Ainsi, en dépit de l'intelligence de Paul, de la distinction innée que l'acteur Ganz lui prête, ce personnage manifeste à maintes reprises une joie enfantine et une naïveté étrange.
Certaines maladresses de Paul paraissent étonnantes, comme le fait de mêler dans les lettres qu'il envoie à sa femme réflexions poétiques et blagues sur l'anatomie féminine. Paul écrit à sa femme, comme il s' écrirait à lui-même pour consigner ses pensées fugaces.
Paul fait des grimaces devant sa propre caméra, il swingue tout seul dans une chambre d'hôtel, il donne des coups de pied tantôt vers un pigeon tantôt dans une canette comme le ferait n'importe quel gavroche, il lui suffit d'entrer dans un bar où l'on retransmet un match de foot pour se passionner au jeu, acclamer le talent d'un footballeur et prendre à témoin les supporters présents de l'infamie de l'arbitre dans une langue qu'ils ne peuvent pas comprendre.
La naïveté désarmante (et surtout désarmée) avec laquelle Paul demande à un voleur de lui rendre son argent complète le tableau d'un homme qui n'est pas entièrement sorti de l'enfance.

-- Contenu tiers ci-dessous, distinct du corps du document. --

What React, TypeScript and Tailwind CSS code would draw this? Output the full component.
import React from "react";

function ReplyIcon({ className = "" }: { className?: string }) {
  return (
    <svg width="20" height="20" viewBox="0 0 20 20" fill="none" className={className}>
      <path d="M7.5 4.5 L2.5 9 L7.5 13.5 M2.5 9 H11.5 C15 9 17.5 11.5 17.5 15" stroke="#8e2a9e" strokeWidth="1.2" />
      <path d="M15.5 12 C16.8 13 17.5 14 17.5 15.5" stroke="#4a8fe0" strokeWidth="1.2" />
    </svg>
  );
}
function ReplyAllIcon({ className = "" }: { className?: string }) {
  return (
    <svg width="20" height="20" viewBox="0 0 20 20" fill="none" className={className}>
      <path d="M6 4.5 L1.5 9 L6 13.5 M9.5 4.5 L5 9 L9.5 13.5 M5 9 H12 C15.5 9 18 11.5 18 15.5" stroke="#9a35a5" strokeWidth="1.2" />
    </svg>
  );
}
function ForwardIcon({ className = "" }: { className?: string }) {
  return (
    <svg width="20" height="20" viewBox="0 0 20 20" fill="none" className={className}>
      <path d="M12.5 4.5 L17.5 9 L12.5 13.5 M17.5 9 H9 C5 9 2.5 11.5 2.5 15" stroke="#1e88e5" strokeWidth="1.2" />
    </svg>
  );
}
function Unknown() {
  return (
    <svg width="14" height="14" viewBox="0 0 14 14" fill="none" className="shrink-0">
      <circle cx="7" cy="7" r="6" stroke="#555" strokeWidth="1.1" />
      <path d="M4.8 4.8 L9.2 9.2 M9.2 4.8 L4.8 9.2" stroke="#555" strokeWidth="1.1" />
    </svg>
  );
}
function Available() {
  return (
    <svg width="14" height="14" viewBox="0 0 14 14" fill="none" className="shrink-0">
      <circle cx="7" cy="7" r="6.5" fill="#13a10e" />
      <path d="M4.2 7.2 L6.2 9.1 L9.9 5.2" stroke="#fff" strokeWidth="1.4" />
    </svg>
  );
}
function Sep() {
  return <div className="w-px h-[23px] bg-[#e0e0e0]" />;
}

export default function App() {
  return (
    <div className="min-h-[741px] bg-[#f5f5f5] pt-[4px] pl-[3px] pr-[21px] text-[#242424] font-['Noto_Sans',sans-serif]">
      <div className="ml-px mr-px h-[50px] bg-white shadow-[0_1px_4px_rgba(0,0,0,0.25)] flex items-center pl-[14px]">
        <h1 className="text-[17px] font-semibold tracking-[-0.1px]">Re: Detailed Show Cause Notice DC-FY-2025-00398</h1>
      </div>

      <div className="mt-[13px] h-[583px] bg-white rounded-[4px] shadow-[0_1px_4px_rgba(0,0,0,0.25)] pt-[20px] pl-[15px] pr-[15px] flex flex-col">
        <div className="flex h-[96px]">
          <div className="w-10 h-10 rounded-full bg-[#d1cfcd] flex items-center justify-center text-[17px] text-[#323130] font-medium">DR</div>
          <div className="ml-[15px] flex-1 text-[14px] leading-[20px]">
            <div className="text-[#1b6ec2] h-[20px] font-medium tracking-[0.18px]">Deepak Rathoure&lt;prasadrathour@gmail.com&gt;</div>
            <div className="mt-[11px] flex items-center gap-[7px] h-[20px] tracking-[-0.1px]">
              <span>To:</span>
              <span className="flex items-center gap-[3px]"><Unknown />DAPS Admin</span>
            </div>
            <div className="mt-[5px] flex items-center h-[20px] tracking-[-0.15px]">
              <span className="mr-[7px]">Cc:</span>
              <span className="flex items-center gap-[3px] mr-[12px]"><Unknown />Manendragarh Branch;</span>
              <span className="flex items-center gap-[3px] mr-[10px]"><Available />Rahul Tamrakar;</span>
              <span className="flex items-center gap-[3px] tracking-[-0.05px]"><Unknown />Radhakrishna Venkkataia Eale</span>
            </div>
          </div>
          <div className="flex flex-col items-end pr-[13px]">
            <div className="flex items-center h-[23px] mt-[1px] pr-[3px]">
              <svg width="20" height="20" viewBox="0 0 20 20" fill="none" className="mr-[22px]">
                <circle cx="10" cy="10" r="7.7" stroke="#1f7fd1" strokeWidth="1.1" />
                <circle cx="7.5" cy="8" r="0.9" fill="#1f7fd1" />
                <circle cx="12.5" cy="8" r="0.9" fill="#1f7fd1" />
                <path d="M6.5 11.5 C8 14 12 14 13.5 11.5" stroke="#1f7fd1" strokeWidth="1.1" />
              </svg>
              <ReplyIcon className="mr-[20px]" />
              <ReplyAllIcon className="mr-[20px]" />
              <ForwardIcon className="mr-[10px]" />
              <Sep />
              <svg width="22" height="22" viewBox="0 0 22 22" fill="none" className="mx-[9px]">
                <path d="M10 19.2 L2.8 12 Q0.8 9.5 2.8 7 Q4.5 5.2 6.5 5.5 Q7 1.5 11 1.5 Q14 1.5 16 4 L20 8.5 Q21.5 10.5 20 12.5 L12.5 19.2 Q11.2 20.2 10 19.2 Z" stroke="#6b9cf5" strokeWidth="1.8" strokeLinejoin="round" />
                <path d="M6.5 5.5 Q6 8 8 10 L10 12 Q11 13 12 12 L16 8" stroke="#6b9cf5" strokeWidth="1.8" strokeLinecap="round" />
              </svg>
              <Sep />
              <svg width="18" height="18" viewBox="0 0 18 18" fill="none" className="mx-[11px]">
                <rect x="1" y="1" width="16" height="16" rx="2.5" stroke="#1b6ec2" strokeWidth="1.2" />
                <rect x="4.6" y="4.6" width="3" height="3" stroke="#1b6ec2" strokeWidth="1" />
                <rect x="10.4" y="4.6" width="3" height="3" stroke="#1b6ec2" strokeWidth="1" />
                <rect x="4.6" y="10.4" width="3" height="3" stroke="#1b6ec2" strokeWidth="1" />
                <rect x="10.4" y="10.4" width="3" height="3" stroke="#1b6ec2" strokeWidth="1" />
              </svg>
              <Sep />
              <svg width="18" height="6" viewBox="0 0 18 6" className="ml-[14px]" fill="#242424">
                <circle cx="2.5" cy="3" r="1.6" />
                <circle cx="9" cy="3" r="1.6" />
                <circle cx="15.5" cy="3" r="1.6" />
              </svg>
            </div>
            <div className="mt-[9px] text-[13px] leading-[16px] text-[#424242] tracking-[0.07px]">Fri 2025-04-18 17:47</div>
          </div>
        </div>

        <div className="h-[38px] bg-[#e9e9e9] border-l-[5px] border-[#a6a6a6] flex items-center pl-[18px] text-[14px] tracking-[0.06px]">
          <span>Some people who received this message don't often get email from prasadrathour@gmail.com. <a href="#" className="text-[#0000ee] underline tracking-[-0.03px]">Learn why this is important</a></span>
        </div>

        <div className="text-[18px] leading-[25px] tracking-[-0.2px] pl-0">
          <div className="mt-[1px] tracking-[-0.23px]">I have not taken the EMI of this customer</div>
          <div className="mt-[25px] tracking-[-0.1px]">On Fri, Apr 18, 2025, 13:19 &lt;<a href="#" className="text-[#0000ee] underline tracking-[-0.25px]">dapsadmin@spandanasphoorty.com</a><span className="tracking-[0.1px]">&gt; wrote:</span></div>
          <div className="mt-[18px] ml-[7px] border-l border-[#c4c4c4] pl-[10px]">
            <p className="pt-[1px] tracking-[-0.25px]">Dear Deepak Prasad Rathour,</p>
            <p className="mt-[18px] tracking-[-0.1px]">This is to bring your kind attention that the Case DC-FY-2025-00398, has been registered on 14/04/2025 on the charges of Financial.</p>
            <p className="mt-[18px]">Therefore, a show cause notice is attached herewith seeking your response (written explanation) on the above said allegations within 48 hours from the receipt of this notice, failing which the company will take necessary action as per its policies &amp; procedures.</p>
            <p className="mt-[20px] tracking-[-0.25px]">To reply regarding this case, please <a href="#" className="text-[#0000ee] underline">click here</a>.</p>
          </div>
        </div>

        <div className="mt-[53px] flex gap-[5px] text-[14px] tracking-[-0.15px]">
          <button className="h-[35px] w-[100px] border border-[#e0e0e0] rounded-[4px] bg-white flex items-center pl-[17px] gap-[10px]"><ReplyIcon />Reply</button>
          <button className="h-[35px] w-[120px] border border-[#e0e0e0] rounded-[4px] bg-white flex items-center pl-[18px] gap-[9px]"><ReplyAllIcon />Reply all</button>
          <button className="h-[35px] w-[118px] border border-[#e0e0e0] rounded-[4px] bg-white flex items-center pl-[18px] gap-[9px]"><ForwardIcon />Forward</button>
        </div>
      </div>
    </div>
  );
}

Dans ce film, comme dans Les Ailes du Désir, Bruno Ganz incarne un visage de l'enfance, celle qui dure en chaque homme et que chaque homme s'évertue à tenir cachée.
Pour reprendre un concept sur lequel Tanner a fondé une partie de sa réflexion critique post-soixante huitarde, la normalisation (cf. Le milieu du Monde) ne pourra jamais toucher Paul, parce que celui-ci n'est pas et ne sera jamais un adulte
Cette exaltation qui n'est motivée par aucun événement en particulier mais irradie pour un rien le visage de Bruno Ganz déambulant dans les rues de Lisbonne, ce sourire imbécile et pourtant si sage, cette joie immédiate est le grand secret de Ganz, l'acteur-axolotl, en même temps que l'aspect le plus intéressant de ce film de Tanner.